Hani bir laf vardır ya; ne kadar ekmek o kadar köfte... İlk
baştaki skor 3-1 olunca, diğer 90 dakika içindeki mücadelede böyle
oluyor. Beşiktaşlı oyuncular, duruma göre gaza bastılar, duruma
göre arabayı rölantiye aldılar; bazen de frene bastılar. Baktılar
ki pabuç pahalı olacak bu sefer de Şenol kenardan olaya el koymaya
başladı. Mesela Oğuzhan ismini attı sahaya. Biraz sıkışsa Atiba'yı
ortaya atacaktı. Ama Oğuzhan kafi geldi. Neye karşı: Grip olursunuz
ya... Önce antibiyotikten başlamazsınız. 'İki aspirin alıp
başlayım' dersiniz. Şenol bir aspirin ile halletti. Halledemeseydi
bu sefer Atiba'yı alacaktı oyuna...
'Şenol'un şansı' dersek haksızlık ederiz. Şenol, 17-18 kişiyi her
an oynayacakmış gibi hazırlıyor.
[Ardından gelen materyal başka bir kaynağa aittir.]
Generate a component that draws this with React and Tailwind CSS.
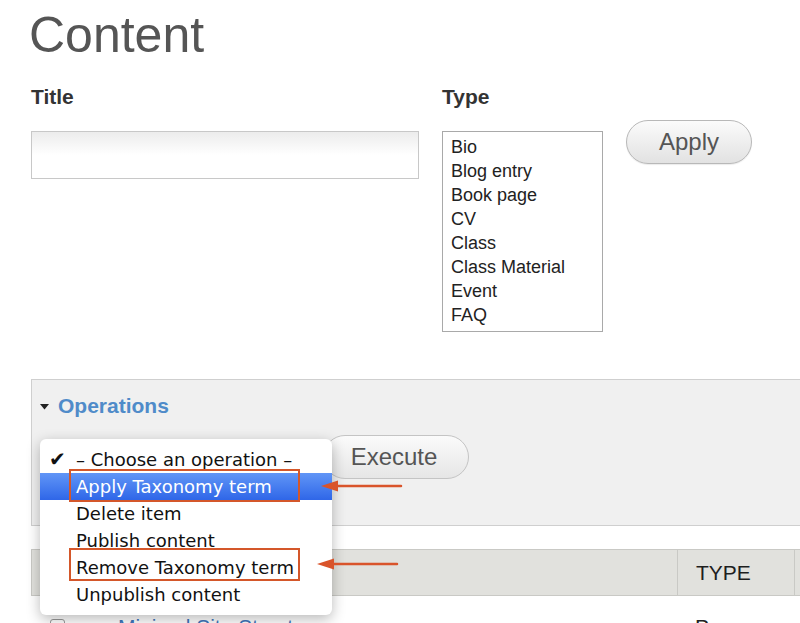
import React from "react";

const types = ["Bio", "Blog entry", "Book page", "CV", "Class", "Class Material", "Event", "FAQ"];

const operations = [
  { label: "– Choose an operation –", checked: true },
  { label: "Apply Taxonomy term", active: true },
  { label: "Delete item" },
  { label: "Publish content" },
  { label: "Remove Taxonomy term" },
  { label: "Unpublish content" },
];

const Arrow = ({ className }) => (
  <svg className={className} width="84" height="14" viewBox="0 0 84 14">
    <line x1="12" y1="7" x2="80" y2="7" stroke="#d9542b" strokeWidth="2.5" strokeLinecap="round" />
    <polygon points="0,7 17,1.5 17,12.5" fill="#d9542b" />
  </svg>
);

const App = () => {
  return (
    <div className="relative w-[800px] h-[623px] overflow-hidden bg-white font-['Liberation_Sans',Arial,sans-serif]">
      <div className="pl-[31px] pt-[10px]">
        <h1 className="-ml-[2px] text-[50px] leading-[50px] text-[#555]">Content</h1>

        {/* filters */}
        <div className="mt-[27px] flex items-start">
          <div className="w-[388px]">
            <div className="text-[21px] leading-[20px] font-bold text-[#333]">Title</div>
            <div className="mt-[24px] h-[48px] border border-[#c8c8c8] bg-gradient-to-b from-[#ececec] via-white to-white" />
          </div>
          <div className="ml-[23px] w-[161px]">
            <div className="text-[21px] leading-[20px] font-bold text-[#333]">Type</div>
            <div className="mt-[24px] h-[201px] overflow-hidden border border-[#a9a9a9] bg-white pt-[3px] pl-[8px]">
              {types.map((t) => (
                <div key={t} className="text-[18px] leading-[24px] text-[#222]">
                  {t}
                </div>
              ))}
            </div>
          </div>
          <button className="ml-[23px] mt-[33px] h-[44px] w-[126px] rounded-full border border-[#b8b8b8] bg-gradient-to-b from-[#fbfbfb] to-[#e2e2e2] text-[24px] text-[#555] shadow-[0_1px_1px_rgba(0,0,0,0.08)]">
            Apply
          </button>
        </div>

        {/* operations fieldset */}
        <div className="mt-[47px] h-[147px] w-[800px] border border-[#cfcfcf] bg-[#f0f0f0] pl-[8px] pt-[16px]">
          <div className="flex items-center">
            <svg width="9" height="6" viewBox="0 0 9 6" className="mt-[2px]">
              <polygon points="0,0 9,0 4.5,5.5" fill="#222" />
            </svg>
            <span className="ml-[9px] text-[21px] leading-[20px] font-bold text-[#4f8bc9]">Operations</span>
          </div>
          <div className="mt-[19px] flex items-center">
            <div className="h-[44px] w-[283px]" />
            <button className="h-[44px] w-[146px] rounded-full border border-[#c4c4c4] bg-gradient-to-b from-[#fbfbfb] to-[#e6e6e6] pr-[4px] text-[24px] text-[#555]">
              Execute
            </button>
          </div>
        </div>

        {/* results table */}
        <div className="mt-[23px] w-[800px]">
          <div className="flex h-[47px] border border-[#c9c9c5] bg-[#e1e1dd]">
            <div className="w-[646px] border-r border-[#c9c9c5]" />
            <div className="flex w-[117px] items-center border-r border-[#c9c9c5] pl-[18px] text-[21px] text-[#1e1e1e]">
              TYPE
            </div>
            <div className="flex-1" />
          </div>
          <div className="flex h-[40px] items-start pt-[20px]">
            <div className="flex w-[647px] items-start">
              <div className="ml-[19px] mt-[3px] h-[15px] w-[15px] rounded-[3px] border border-[#999] bg-white" />
              <a className="ml-[53px] text-[21px] leading-[21px] text-[#3f77bd] underline">Minimal Site Structure</a>
            </div>
            <span className="pl-[17px] text-[21px] leading-[21px] text-[#222]">Page</span>
          </div>
        </div>
      </div>

      {/* open select menu */}
      <div className="absolute left-[40px] top-[439px] w-[292px] rounded-[6px] bg-white py-[7px] shadow-[0_4px_14px_rgba(0,0,0,0.28)] font-['DejaVu_Sans',sans-serif]">
        {operations.map((op) => (
          <div
            key={op.label}
            className={
              op.active
                ? "flex h-[27px] items-center bg-gradient-to-b from-[#6195f6] to-[#2f66e8] text-white"
                : "flex h-[27px] items-center text-[#111]"
            }
          >
            <span className="w-[36px] pl-[9px] text-[20px] leading-[27px]">{op.checked ? "✔" : ""}</span>
            <span className="text-[18px] leading-[27px]">{op.label}</span>
          </div>
        ))}
      </div>

      {/* annotations */}
      <div className="absolute left-[69px] top-[469px] h-[33px] w-[231px] border-2 border-[#d4572a]" />
      <div className="absolute left-[69px] top-[548px] h-[33px] w-[231px] border-2 border-[#d4572a]" />
      <Arrow className="absolute left-[321px] top-[479px]" />
      <Arrow className="absolute left-[317px] top-[557px]" />
    </div>
  );
};

export default App;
Bir teknik adamın en büyük
özelliği budur. Hiçbir futbolcuyu, 'Ben seni asarım, keserim, kadro
harici bırakırım' diyerek oynatamazsınız. Futbolcu maça çıkıp
oynarken yedek kulübesine bakar. 'Ulan' der; 'Ben çıkarsam yerime
bu girecek. Sonra da bir daha oynamayabilirim.' Bu riski futbolcu
hissettiğinde sahada düzgün mücadele eder. Onun için de bir futbol
takımının en büyük itici gücü yedek kulübesidir. Sahadaki 11'i
tehdit eden; ensesinde boza pişiren... Bunu da yapacak adam teknik
direktördür. Şenol da Türkiye'de bunu iyi uygulayan teknik
direktörlerden biri... Bu kadar basit.
Dün akşamki maçı şöyle bir göz önüne getirin; bu anlattıklarımı net
bir biçimde görürsünüz. Aboubakar oynuyor; golünü atıyor.
Sakatlanıp çıkıyor; Cenk giriyor. Topa öyle bir vuruyor ki sanki
bütün içini boşaltıyor. O da gidip gol oluyor. Yani Cenk'in
buradaki vücut dili hem hırs hem istek hem sonuç hem keyiftir.